What you have to do: Work out how many lines of the data hold the string "this", and reply with that number alone.

-----

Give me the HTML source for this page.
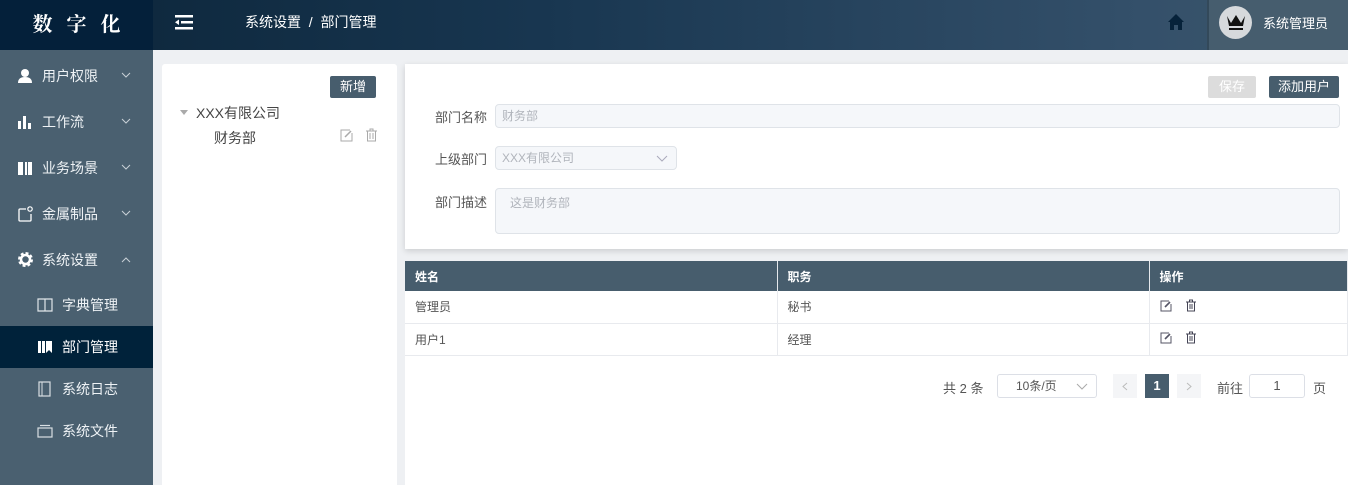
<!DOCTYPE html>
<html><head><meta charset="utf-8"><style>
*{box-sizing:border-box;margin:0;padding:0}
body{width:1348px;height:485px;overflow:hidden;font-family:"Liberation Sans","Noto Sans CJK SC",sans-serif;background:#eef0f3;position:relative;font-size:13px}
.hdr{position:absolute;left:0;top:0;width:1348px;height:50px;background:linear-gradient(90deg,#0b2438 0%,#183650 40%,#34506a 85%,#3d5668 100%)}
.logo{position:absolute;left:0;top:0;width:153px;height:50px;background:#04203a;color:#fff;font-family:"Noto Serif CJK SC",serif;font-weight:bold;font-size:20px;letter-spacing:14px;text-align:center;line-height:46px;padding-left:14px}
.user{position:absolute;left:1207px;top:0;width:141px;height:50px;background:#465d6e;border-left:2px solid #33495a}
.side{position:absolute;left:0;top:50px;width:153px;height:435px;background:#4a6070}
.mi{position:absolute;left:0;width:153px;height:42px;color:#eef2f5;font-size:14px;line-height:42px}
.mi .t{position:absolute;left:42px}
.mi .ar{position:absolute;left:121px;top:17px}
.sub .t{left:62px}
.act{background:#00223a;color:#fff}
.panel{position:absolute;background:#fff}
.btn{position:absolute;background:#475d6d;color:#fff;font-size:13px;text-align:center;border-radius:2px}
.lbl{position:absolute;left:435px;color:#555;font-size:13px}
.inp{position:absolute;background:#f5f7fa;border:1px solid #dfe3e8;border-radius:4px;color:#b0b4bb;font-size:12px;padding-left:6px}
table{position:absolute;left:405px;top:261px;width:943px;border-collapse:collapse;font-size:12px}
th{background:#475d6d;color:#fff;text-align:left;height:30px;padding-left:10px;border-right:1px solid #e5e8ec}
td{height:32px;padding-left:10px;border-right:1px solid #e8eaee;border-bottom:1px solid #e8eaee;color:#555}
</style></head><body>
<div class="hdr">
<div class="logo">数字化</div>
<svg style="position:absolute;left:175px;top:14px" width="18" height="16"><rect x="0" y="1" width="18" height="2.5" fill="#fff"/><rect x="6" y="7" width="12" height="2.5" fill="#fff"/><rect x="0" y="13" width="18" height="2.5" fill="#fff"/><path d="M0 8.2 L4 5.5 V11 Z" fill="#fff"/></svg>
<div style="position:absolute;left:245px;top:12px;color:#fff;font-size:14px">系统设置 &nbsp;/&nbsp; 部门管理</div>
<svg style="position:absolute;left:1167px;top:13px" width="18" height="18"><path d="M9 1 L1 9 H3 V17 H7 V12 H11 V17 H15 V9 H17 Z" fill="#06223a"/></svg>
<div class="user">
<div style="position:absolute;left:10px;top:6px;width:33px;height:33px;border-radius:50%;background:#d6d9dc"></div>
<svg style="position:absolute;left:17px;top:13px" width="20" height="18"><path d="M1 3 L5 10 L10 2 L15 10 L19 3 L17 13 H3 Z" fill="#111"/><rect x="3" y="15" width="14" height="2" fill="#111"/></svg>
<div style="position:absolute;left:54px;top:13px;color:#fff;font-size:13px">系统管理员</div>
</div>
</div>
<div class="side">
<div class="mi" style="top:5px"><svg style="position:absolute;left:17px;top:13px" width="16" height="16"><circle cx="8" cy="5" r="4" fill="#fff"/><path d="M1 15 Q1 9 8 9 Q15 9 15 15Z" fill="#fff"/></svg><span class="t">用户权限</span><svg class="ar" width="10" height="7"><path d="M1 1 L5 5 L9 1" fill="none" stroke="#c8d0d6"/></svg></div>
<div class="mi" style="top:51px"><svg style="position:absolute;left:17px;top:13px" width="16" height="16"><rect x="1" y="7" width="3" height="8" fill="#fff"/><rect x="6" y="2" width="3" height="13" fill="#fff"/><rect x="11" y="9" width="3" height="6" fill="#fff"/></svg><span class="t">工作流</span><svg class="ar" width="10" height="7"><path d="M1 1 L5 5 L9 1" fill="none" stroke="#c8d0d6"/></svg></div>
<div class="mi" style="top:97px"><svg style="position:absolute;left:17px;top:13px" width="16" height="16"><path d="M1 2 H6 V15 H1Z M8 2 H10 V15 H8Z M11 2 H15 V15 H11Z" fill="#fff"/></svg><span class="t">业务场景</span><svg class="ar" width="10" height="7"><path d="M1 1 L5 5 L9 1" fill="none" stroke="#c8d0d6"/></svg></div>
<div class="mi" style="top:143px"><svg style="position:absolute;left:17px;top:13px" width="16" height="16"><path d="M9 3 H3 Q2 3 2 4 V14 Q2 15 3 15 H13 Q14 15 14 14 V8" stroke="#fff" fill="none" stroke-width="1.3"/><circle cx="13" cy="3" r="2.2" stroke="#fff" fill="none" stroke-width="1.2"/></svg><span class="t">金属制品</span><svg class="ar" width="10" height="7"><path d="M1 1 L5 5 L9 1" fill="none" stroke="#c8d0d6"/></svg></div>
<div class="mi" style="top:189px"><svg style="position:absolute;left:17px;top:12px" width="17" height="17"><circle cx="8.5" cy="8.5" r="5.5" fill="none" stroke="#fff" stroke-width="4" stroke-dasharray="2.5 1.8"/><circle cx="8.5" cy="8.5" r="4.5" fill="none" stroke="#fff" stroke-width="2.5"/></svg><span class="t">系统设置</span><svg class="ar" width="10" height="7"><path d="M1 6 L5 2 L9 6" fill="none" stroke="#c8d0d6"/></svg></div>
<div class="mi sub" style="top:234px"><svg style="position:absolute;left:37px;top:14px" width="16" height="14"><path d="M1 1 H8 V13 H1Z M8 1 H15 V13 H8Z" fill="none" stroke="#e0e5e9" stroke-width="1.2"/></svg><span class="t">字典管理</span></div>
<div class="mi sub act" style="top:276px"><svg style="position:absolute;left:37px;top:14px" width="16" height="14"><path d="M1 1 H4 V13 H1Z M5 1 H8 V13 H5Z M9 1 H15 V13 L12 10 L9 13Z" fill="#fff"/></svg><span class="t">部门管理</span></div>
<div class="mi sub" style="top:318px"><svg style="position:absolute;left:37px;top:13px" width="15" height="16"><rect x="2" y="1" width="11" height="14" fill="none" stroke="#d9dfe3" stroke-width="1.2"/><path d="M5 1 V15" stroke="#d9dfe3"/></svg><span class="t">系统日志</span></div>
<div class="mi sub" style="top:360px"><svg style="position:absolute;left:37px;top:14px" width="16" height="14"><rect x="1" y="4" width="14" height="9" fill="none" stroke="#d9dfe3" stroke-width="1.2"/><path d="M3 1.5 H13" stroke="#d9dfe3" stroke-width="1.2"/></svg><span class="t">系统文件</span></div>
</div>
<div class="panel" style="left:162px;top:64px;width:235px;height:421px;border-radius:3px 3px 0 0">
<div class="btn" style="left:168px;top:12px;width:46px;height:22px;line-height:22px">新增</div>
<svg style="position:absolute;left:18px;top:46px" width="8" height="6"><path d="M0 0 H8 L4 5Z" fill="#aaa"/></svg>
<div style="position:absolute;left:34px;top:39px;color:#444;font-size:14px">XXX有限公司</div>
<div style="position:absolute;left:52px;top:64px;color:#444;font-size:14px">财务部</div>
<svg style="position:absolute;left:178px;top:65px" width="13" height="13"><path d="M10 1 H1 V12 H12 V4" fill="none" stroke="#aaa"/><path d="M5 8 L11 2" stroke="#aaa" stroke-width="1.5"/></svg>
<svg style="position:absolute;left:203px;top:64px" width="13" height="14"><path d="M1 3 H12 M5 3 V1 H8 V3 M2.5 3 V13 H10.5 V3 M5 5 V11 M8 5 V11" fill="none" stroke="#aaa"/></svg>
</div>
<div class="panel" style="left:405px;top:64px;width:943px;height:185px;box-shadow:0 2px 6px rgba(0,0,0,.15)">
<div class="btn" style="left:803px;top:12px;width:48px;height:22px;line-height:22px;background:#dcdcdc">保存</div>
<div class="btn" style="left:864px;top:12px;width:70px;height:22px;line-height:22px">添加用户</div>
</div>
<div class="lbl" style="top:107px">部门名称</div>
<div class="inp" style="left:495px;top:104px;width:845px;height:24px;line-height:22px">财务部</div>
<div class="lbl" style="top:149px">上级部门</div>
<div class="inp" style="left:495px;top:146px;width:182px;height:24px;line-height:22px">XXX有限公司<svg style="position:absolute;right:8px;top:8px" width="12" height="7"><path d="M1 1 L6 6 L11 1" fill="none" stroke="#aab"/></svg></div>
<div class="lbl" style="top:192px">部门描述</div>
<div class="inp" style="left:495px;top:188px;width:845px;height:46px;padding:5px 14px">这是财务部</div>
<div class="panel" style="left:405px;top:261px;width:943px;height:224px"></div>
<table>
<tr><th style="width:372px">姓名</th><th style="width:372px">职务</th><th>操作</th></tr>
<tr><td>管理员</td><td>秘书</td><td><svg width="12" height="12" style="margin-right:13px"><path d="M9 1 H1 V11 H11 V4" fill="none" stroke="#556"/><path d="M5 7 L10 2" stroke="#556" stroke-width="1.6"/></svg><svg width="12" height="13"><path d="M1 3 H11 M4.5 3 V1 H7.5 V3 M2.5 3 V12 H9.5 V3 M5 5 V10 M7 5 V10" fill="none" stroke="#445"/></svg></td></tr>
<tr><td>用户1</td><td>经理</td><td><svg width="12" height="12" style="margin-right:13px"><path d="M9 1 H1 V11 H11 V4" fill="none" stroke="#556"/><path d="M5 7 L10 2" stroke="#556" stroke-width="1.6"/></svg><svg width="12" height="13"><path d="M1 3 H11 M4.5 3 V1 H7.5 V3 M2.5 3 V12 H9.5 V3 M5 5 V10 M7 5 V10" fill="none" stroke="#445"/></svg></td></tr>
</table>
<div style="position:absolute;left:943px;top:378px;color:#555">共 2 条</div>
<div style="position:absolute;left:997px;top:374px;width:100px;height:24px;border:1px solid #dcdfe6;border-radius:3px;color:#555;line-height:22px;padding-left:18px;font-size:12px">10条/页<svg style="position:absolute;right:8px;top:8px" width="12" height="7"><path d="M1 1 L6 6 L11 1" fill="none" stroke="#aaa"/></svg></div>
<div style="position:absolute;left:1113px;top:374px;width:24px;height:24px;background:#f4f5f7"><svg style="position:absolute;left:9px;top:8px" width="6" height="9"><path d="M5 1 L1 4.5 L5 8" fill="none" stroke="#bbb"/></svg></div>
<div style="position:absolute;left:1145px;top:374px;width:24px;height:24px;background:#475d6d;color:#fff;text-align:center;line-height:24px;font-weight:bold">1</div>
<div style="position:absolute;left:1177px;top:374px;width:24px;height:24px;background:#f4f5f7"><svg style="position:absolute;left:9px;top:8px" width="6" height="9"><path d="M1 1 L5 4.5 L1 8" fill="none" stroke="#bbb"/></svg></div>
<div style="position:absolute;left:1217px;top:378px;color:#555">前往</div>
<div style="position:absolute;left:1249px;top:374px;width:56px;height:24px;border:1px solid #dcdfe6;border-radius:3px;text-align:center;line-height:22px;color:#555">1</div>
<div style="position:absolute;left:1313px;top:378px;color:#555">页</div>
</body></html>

-----

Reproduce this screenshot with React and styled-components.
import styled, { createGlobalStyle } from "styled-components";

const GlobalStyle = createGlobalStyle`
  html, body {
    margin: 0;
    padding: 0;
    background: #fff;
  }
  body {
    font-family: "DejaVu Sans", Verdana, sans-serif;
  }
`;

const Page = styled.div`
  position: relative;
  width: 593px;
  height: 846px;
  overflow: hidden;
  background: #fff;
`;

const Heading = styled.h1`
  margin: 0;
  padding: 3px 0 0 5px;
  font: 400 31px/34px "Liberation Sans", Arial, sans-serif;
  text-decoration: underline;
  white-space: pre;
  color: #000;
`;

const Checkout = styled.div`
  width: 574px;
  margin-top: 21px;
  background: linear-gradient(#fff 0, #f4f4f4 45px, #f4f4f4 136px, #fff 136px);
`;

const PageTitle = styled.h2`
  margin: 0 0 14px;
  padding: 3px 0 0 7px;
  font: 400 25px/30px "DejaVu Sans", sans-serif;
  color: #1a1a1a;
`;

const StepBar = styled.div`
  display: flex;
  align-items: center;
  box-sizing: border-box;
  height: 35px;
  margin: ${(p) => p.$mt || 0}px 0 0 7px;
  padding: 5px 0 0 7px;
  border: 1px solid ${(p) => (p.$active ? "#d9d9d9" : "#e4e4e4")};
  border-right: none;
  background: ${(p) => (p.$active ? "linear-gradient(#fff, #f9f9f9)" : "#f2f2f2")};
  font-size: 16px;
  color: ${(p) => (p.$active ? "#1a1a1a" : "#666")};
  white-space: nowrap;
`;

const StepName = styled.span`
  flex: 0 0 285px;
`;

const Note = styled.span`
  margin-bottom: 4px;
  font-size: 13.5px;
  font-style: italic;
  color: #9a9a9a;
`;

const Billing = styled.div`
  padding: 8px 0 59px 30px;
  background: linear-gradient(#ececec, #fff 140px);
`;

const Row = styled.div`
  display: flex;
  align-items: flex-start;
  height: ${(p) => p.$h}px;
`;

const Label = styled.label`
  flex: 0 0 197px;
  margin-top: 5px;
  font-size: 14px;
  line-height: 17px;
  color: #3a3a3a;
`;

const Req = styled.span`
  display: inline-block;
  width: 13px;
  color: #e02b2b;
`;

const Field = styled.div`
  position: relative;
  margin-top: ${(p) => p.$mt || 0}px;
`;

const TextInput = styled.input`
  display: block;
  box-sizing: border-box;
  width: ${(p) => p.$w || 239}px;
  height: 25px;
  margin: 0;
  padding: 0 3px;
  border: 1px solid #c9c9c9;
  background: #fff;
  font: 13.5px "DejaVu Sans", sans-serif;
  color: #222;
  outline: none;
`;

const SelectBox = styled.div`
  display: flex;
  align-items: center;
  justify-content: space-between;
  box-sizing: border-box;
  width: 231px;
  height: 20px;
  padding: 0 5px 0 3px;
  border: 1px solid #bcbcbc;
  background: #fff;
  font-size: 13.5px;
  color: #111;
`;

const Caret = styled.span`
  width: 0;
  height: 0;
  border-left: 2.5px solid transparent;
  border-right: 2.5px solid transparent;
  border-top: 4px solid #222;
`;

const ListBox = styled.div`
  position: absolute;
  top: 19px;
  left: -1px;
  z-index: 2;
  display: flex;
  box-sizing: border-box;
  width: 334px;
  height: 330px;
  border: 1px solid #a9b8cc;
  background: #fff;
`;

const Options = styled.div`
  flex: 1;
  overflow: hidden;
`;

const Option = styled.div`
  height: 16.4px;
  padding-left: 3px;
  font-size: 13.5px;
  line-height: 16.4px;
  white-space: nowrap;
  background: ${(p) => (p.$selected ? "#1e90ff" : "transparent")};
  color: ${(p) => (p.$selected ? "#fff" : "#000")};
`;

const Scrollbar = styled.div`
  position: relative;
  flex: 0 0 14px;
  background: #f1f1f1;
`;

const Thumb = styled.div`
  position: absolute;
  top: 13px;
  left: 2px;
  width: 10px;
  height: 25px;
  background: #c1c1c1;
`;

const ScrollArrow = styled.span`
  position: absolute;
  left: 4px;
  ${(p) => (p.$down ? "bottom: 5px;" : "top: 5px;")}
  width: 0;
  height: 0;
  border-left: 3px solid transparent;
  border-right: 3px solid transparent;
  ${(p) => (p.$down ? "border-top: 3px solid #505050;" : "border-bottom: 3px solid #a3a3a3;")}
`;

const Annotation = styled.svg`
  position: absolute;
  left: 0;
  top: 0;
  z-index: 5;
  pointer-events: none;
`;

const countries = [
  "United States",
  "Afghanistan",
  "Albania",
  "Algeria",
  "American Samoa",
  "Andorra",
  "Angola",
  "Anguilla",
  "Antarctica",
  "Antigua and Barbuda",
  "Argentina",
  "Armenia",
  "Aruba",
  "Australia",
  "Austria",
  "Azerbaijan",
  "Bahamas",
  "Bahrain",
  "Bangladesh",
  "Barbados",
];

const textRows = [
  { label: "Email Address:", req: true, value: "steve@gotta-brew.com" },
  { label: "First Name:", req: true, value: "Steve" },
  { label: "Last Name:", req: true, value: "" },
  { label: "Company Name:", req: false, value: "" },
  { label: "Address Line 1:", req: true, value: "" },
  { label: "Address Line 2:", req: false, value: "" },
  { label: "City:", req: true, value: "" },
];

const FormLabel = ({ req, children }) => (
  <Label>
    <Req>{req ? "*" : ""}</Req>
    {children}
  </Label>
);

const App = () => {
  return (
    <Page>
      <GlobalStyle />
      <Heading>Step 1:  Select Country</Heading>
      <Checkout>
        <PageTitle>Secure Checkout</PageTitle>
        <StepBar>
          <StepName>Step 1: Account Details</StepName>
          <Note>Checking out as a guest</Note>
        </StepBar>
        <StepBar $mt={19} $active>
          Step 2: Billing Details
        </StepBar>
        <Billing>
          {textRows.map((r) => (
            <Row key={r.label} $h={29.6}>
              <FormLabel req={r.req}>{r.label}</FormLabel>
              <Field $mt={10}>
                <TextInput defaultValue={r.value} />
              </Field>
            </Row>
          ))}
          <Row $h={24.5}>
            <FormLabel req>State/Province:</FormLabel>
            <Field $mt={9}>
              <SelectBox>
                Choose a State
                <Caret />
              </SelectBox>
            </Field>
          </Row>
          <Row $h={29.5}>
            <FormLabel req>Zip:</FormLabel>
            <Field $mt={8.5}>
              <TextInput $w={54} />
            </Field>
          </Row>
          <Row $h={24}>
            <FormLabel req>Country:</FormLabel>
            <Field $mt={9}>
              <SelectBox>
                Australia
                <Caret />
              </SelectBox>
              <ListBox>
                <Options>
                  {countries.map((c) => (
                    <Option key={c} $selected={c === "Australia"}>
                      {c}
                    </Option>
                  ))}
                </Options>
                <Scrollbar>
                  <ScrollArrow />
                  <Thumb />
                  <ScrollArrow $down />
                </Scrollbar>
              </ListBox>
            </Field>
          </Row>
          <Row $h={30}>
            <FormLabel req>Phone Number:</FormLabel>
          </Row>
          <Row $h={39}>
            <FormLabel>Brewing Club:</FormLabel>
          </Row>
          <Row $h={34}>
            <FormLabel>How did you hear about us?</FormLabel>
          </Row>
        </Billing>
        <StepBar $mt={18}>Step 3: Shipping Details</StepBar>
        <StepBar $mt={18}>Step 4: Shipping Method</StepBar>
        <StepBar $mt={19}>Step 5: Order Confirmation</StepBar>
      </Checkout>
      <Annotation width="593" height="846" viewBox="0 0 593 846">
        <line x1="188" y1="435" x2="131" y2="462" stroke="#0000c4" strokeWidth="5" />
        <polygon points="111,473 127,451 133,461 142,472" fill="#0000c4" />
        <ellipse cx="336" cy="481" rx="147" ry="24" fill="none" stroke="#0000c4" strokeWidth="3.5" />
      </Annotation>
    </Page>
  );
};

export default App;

-----

The answer: 2